Thomas Juli is the author of "Leadership Principles for Project Success" and the Managing Director of Thomas Juli Empowerment Partners.
Focus on Motivation, Vision and Project Objectives (MVP)
The big question project leaders need to ask is what they really want to achieve on behalf of the project and on behalf of the team. This is not just about project deliverables, but about project success as a process. It is about considering the overall picture with all its constituent parts. Project leaders understand the purpose/motivation, vision and objectives of the project, and they know that the heart and soul of every project is the team. They ensure that the team has a common understanding of the MVP - Motivation, Vision and Project Objectives – as it gives the team a strong common denominator. Motivation addresses the purpose of the project. Vision describes the ideal state after the identified problem has been resolved and gives the project a direction. Project Objectives clarifies and qualifies the vision and describe the stepping stones toward that vision.
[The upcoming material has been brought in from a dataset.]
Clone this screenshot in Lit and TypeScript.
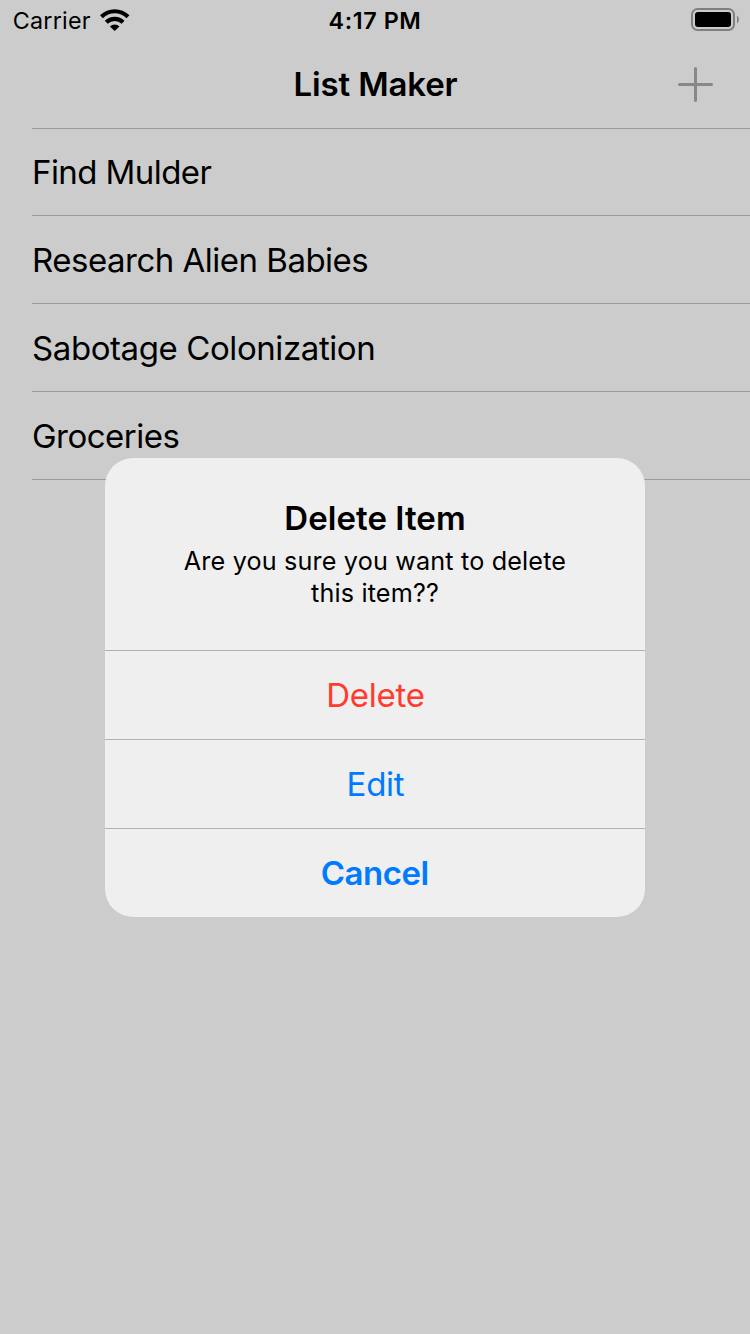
import { LitElement, html, css } from "lit";
import { customElement, property } from "lit/decorators.js";
import { classMap } from "lit/directives/class-map.js";
import { styleMap } from "lit/directives/style-map.js";

@customElement("status-bar")
class StatusBar extends LitElement {
  static styles = css`
    :host {
      display: grid;
      grid-template-columns: 1fr auto 1fr;
      height: 40px;
      line-height: 41px;
      font-size: 23.3px;
    }
    .left {
      display: flex;
      padding-left: 12.7px;
    }
    .carrier {
      width: 77.3px;
      letter-spacing: 0.25px;
    }
    .wifi {
      width: 30px;
      height: 22px;
      margin: 9px 0 0 10px;
    }
    .time {
      font-weight: 600;
      letter-spacing: 0.6px;
    }
    .right {
      display: flex;
      justify-content: flex-end;
      padding: 8px 11px 0 0;
    }
    .battery {
      width: 48px;
      height: 23px;
    }
  `;
  render() {
    return html`
      <div class="left">
        <span class="carrier">Carrier</span>
        <svg class="wifi" viewBox="0 0 30 22">
          <path d="M1.4 7.7C9 .4 20.4 .4 28 7.7" fill="none" stroke="#000" stroke-width="4.2" />
          <path d="M6.3 13.2C11 8.7 18.4 8.7 23.1 13.2" fill="none" stroke="#000" stroke-width="4.2" />
          <path d="M9.9 17.6C12.6 14.8 16.8 14.8 19.5 17.6L14.7 22Z" />
        </svg>
      </div>
      <span class="time">4:17 PM</span>
      <div class="right">
        <svg class="battery" viewBox="0 0 48 23">
          <rect x="1" y="1" width="42" height="21" rx="5.5" fill="none" stroke="#808080" stroke-width="2" />
          <rect x="4" y="4" width="36" height="15" rx="3" />
          <path d="M46 7.5C48.4 9 48.4 14 46 15.5Z" fill="#808080" />
        </svg>
      </div>
    `;
  }
}

@customElement("alert-dialog")
class AlertDialog extends LitElement {
  @property() heading = "";
  @property() message = "";
  static styles = css`
    :host {
      display: block;
      width: 540px;
      border-radius: 28px;
      overflow: hidden;
      background: #efefef;
      text-align: center;
    }
    .copy {
      box-sizing: border-box;
      height: 192px;
      padding: 40px 70px 0;
    }
    .heading {
      font-size: 33px;
      line-height: 40px;
      font-weight: 600;
      letter-spacing: 0.05px;
    }
    .message {
      font-size: 25.2px;
      line-height: 32px;
      margin-top: 7px;
      letter-spacing: 0.16px;
    }
    .action {
      display: block;
      box-sizing: border-box;
      width: 100%;
      height: 89px;
      padding: 0;
      border: 0;
      border-top: 1px solid #b0b0b0;
      background: none;
      font: 400 33px/88px Inter, sans-serif;
      letter-spacing: -0.25px;
      text-indent: 1px;
      color: #007aff;
    }
    .destructive {
      color: #ff3b30;
    }
    .cancel {
      font-weight: 600;
      letter-spacing: -0.45px;
      text-indent: -0.6px;
    }
  `;
  render() {
    const actions = [
      { label: "Delete", kind: "destructive" },
      { label: "Edit", kind: "edit" },
      { label: "Cancel", kind: "cancel" },
    ];
    return html`
      <div class="copy">
        <div class="heading">${this.heading}</div>
        <div class="message">${this.message}</div>
      </div>
      ${actions.map(
        (a) => html`<button class=${classMap({ action: true, [a.kind]: true })}>${a.label}</button>`
      )}
    `;
  }
}

@customElement("app-root")
class AppRoot extends LitElement {
  static styles = css`
    :host {
      display: block;
      position: relative;
      height: 1334px;
      overflow: hidden;
      background: #ccc;
      color: #000;
      font-family: Inter, sans-serif;
    }
    .nav {
      display: grid;
      grid-template-columns: 1fr auto 1fr;
      align-items: center;
      height: 88px;
    }
    .title {
      grid-column: 2;
      padding-left: 1px;
      font-size: 33px;
      font-weight: 600;
      letter-spacing: -0.15px;
    }
    .add {
      justify-self: end;
      width: 37px;
      height: 36px;
      margin-right: 36px;
    }
    .list {
      margin: 0 0 0 32px;
      padding: 0;
      list-style: none;
      box-shadow: inset 0 1px #9c9c9c;
    }
    .row {
      box-sizing: border-box;
      height: 88px;
      border-bottom: 1px solid #9c9c9c;
      font-size: 33px;
      line-height: 88px;
    }
    .dialog {
      position: absolute;
      left: 105px;
      top: 458px;
    }
  `;
  render() {
    const items = [
      { text: "Find Mulder", tracking: -0.57 },
      { text: "Research Alien Babies", tracking: -0.5 },
      { text: "Sabotage Colonization", tracking: -0.41 },
      { text: "Groceries", tracking: -0.52 },
    ];
    return html`
      <status-bar></status-bar>
      <header class="nav">
        <span class="title">List Maker</span>
        <svg class="add" viewBox="0 0 37 36">
          <path d="M2.5 18.5H34.5M18.5 2.5V34.5" fill="none" stroke="#888" stroke-width="3" stroke-linecap="round" />
        </svg>
      </header>
      <ul class="list">
        ${items.map(
          (item) =>
            html`<li class="row" style=${styleMap({ letterSpacing: `${item.tracking}px` })}>${item.text}</li>`
        )}
      </ul>
      <alert-dialog
        class="dialog"
        heading="Delete Item"
        message="Are you sure you want to delete this item??"
      ></alert-dialog>
    `;
  }
}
In my own experience, most project teams may know the project objectives. But they often lack the understanding of the overall meaning of them, how they were developed and, more importantly, why. But, it should not stop there. As a project leader, what you should do next is ask your individual team members about their personal MVPs. That is, what motivates them to be on the project? What do they envision for themselves personally and what are their personal objectives and aspirations? Give your individual team members time for reflection, and then ask each person to share their MVPs. This requires openness and trust; two ingredients of great leadership. As a leader reach out to your team and create an environment where it feels right to share this. If you find it difficult to answer the MVP questions, ask: what makes you happy and why? How do you want to feel on this project? How do you want to be treated? And how do you want to treat others in their pursuit of personal happiness on the project? “After all, the only way to do great work is to love what you do, and to do what you love.”[i]
The personal MVPs complement the MVP of the project. And yet, it shouldn’t stop there. The third dimension is the MVP of your team and community. Hence, ask your team what your MVP as a team should be. How does it fit in with the MVP of the project and how do you accommodate the individual MVPs within it?
I have found these MVP exercises the most valuable investment in a project. Leaders understand these three dimensions. They know that successful projects are not just about projects, but about people and a group of people forming a team or even a community. The overlap of these three levels of MVPs can spark a WOW project where there is common understanding of the motivation and direction of the project as well as the drivers, visions and objectives of each individual and the team as a whole. This is a very, very strong foundation for project success. – Thomas Juli, author of Leadership Principles for Project Success.
[i] Scharmer, C. O., & Kaufer, K. (2013). Leading from the Emerging Future: From Ego-System to Eco-System Economies (p. 287). San Francisco: Berret-Koehler Publishers.